Friday, January 22, 2010

Damn I wish I was more attractive

How come I can never look good on camera? Every photo I took of myself I either look really weird and multi-colored, or I look like I'm trying to hard to be attractive. I mean if I smile, then I look like an ugly version of Demi Lovato (I heard you can land a plane in her giant mouth), and if I don't smile then my face and mouth has a really weird shape to it. GOD, why couldn't I have been blessed with the attractive-face gene? Nope, I just got the skinny body gene, and I'm stuck with my face. I just hate the right side of my face (or it can be your left), it has all the freckles, and moles. While my left (or is it your right) is smooth and has nothing on it (well except my eyes, nose, eyebrows, and mouth. duh). I'm like Two-face. I mean seriously, no wonder I don't post pictures of myself online. Cause no matter how hard to try to look attractive I always fail. :(

I already know how I'll lose my virginity, I'll be some drunken college guy's last resort. WHY CAN'T I HAVE BOTH AN ATTRACTIVE FACE AND BODY, RATHER THAN JUST ONE! Coarse my parents always say, "You a beautiful girl and any guy would want to date you". BAH! They're my parents so their supposed to tell me I'm attractive, even though I don't find myself. The only times where I think I'm attractive is when I take my glasses off so that my blurred vision will make it so I look attractive in the mirror, but when I put contacts or glasses on then I go right back to looking weird. :'(. Oh well.

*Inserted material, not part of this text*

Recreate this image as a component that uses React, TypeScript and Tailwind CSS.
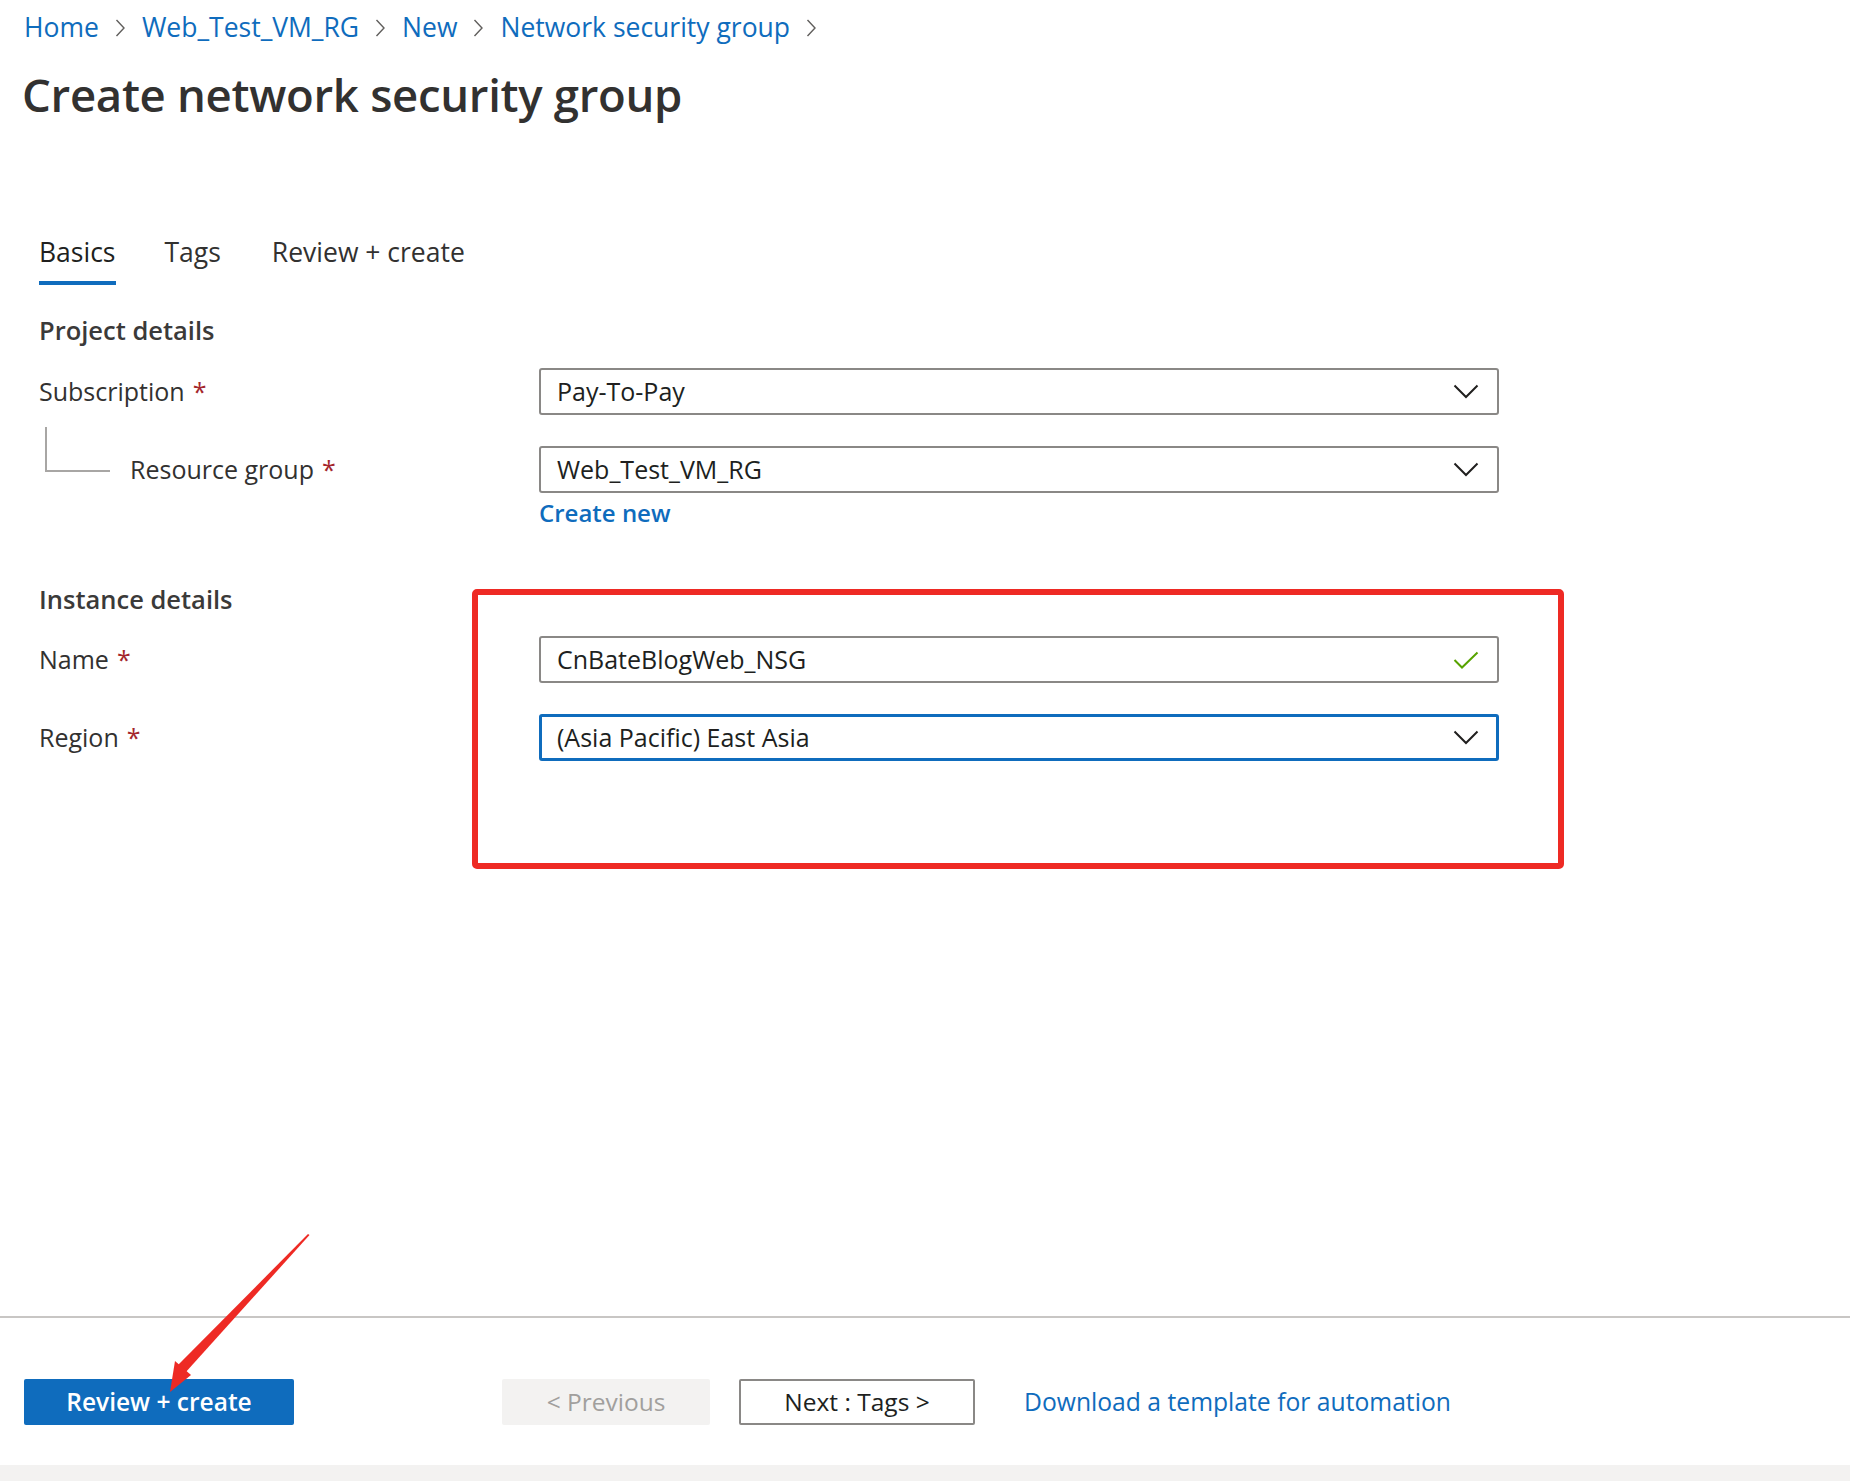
import { ReactNode } from "react";

const Crumb = ({ label }: { label: string }) => (
  <>
    <span className="text-[#0f6cbd]">{label}</span>
    <svg className="mx-[16px] shrink-0" width="11" height="20" viewBox="0 0 11 20">
      <polyline points="1.5,2 9,10 1.5,18" fill="none" stroke="#605e5c" strokeWidth="1.4" />
    </svg>
  </>
);

const Chevron = () => (
  <svg width="26" height="15" viewBox="0 0 26 15" className="shrink-0">
    <polyline points="1.5,1.5 13,13 24.5,1.5" fill="none" stroke="#201f1e" strokeWidth="2" />
  </svg>
);

const Required = () => <span className="ml-[8px] text-[#a4262c]">*</span>;

const Field = ({
  value,
  focused,
  icon,
}: {
  value: string;
  focused?: boolean;
  icon: ReactNode;
}) => (
  <div
    className={
      focused
        ? "flex h-[47px] w-[960px] items-center justify-between rounded-[3px] border-[3px] border-[#0f6cbd] pl-[15px] pr-[17px]"
        : "flex h-[47px] w-[960px] items-center justify-between rounded-[3px] border-2 border-[#8a8886] pl-[16px] pr-[18px]"
    }
  >
    <span className="text-[25px] text-[#201f1e]">{value}</span>
    {icon}
  </div>
);

const Row = ({ label, children }: { label: ReactNode; children: ReactNode }) => (
  <div className="flex items-center">
    <div className="flex w-[500px] items-center text-[25px] text-[#323130]">{label}</div>
    {children}
  </div>
);

export default function App() {
  return (
    <div className="relative flex h-[1481px] w-[1850px] flex-col overflow-hidden bg-white font-['Open_Sans',sans-serif] text-[#323130]">
      {/* breadcrumb + title */}
      <nav className="flex h-[56px] items-center pl-[24px] text-[26.5px]">
        <Crumb label="Home" />
        <Crumb label="Web_Test_VM_RG" />
        <Crumb label="New" />
        <Crumb label="Network security group" />
      </nav>
      <h1 className="flex h-[76px] items-center pl-[22px] text-[45.5px] font-semibold tracking-[-0.3px] text-[#323130]">
        Create network security group
      </h1>

      {/* tabs */}
      <div className="mt-[102px] flex pl-[39px] text-[26.5px]">
        <div className="flex flex-col">
          <span className="h-[36px] leading-[36px] text-[#201f1e]">Basics</span>
          <span className="mt-[11px] h-[4px] bg-[#0f6cbd]" />
        </div>
        <span className="ml-[49px] h-[36px] leading-[36px]">Tags</span>
        <span className="ml-[51px] h-[36px] leading-[36px]">Review + create</span>
      </div>

      {/* form */}
      <div className="flex flex-col pl-[39px]">
        <div className="mt-[25px] flex h-[40px] items-center text-[25.5px] font-semibold text-[#3b3a39]">
          Project details
        </div>

        <div className="mt-[18px]">
          <Row
            label={
              <>
                Subscription
                <Required />
              </>
            }
          >
            <Field value="Pay-To-Pay" icon={<Chevron />} />
          </Row>
        </div>

        <div className="mt-[31px]">
          <Row
            label={
              <div className="flex items-start">
                <div className="ml-[6px] -mt-[24px] h-[45px] w-[65px] border-b-2 border-l-2 border-[#a8a6a4]" />
                <span className="ml-[20px]">Resource group</span>
                <Required />
              </div>
            }
          >
            <Field value="Web_Test_VM_RG" icon={<Chevron />} />
          </Row>
        </div>

        <div className="ml-[500px] mt-[2px] flex h-[36px] items-center text-[24px] font-semibold text-[#0f6cbd]">
          Create new
        </div>

        <div className="mt-[48px] flex h-[40px] items-center text-[25.5px] font-semibold text-[#3b3a39]">
          Instance details
        </div>

        <div className="mt-[17px]">
          <Row
            label={
              <>
                Name
                <Required />
              </>
            }
          >
            <Field
              value="CnBateBlogWeb_NSG"
              icon={
                <svg width="26" height="18" viewBox="0 0 26 18" className="shrink-0">
                  <polyline points="1.5,9 9,16.5 24.5,1.5" fill="none" stroke="#57a300" strokeWidth="2" />
                </svg>
              }
            />
          </Row>
        </div>

        <div className="mt-[31px]">
          <Row
            label={
              <>
                Region
                <Required />
              </>
            }
          >
            <Field value="(Asia Pacific) East Asia" focused icon={<Chevron />} />
          </Row>
        </div>
      </div>

      {/* footer */}
      <div className="mt-auto flex h-[149px] items-start border-t-2 border-[#c8c6c4] pl-[24px] pt-[61px]">
        <button className="h-[46px] w-[270px] rounded-[2px] bg-[#0f6cbd] text-[24.5px] font-semibold text-white">
          Review + create
        </button>
        <button className="ml-[208px] h-[46px] w-[208px] rounded-[2px] bg-[#f3f2f1] text-[24.5px] text-[#a19f9d]">
          &lt; Previous
        </button>
        <button className="ml-[29px] h-[46px] w-[236px] rounded-[2px] border-2 border-[#8a8886] text-[24.5px] text-[#201f1e]">
          Next : Tags &gt;
        </button>
        <span className="ml-[49px] flex h-[46px] items-center text-[24.7px] text-[#0f6cbd]">
          Download a template for automation
        </span>
      </div>
      <div className="h-[16px] bg-[#f3f2f1]" />

      {/* annotation: red box */}
      <div className="pointer-events-none absolute left-[472px] top-[589px] h-[280px] w-[1092px] rounded-[5px] border-[6px] border-[#ee2a24]" />

      {/* annotation: red arrow */}
      <svg
        className="pointer-events-none absolute left-0 top-0"
        width="1850"
        height="1481"
        viewBox="0 0 1850 1481"
      >
        <polygon points="308,1234 309.5,1235 185,1373 177,1366" fill="#ee2a24" />
        <polygon points="170,1392 175,1361 191,1375" fill="#ee2a24" />
      </svg>
    </div>
  );
}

In non-looks related news: The first couple meeting for the Leadership club-thingy maddodle is next week. You know the type of club where you do presentations about anti-drug,sex, or some thing like that, make crappy tshirts, yadda yadda yadda. I only signed up because it looks good on a college application, and that's pretty much it. Oh and I told my parents that somebody recommended me, I lied. In my homeroom class nobody was signing up, so I decided to sign up. Later that week when the leader of the Leadership club-thingy said that most of the students were recommended, I just decided to play along and say my homeroom teacher did recommend me. I bet if I didn't sign up, she wouldn't have recommended me in the first place. Something about being reccomended just has a more positive feel to it, rather than saying that you signed up just because you felt pressured into doing it.

Wow I sound soo emo. Speaking of Emo; I will no longer call the Avengers the Avengers, their new name is the Emo-Brigade. Cause so far all the characters have some form of emotional issues. EMOS!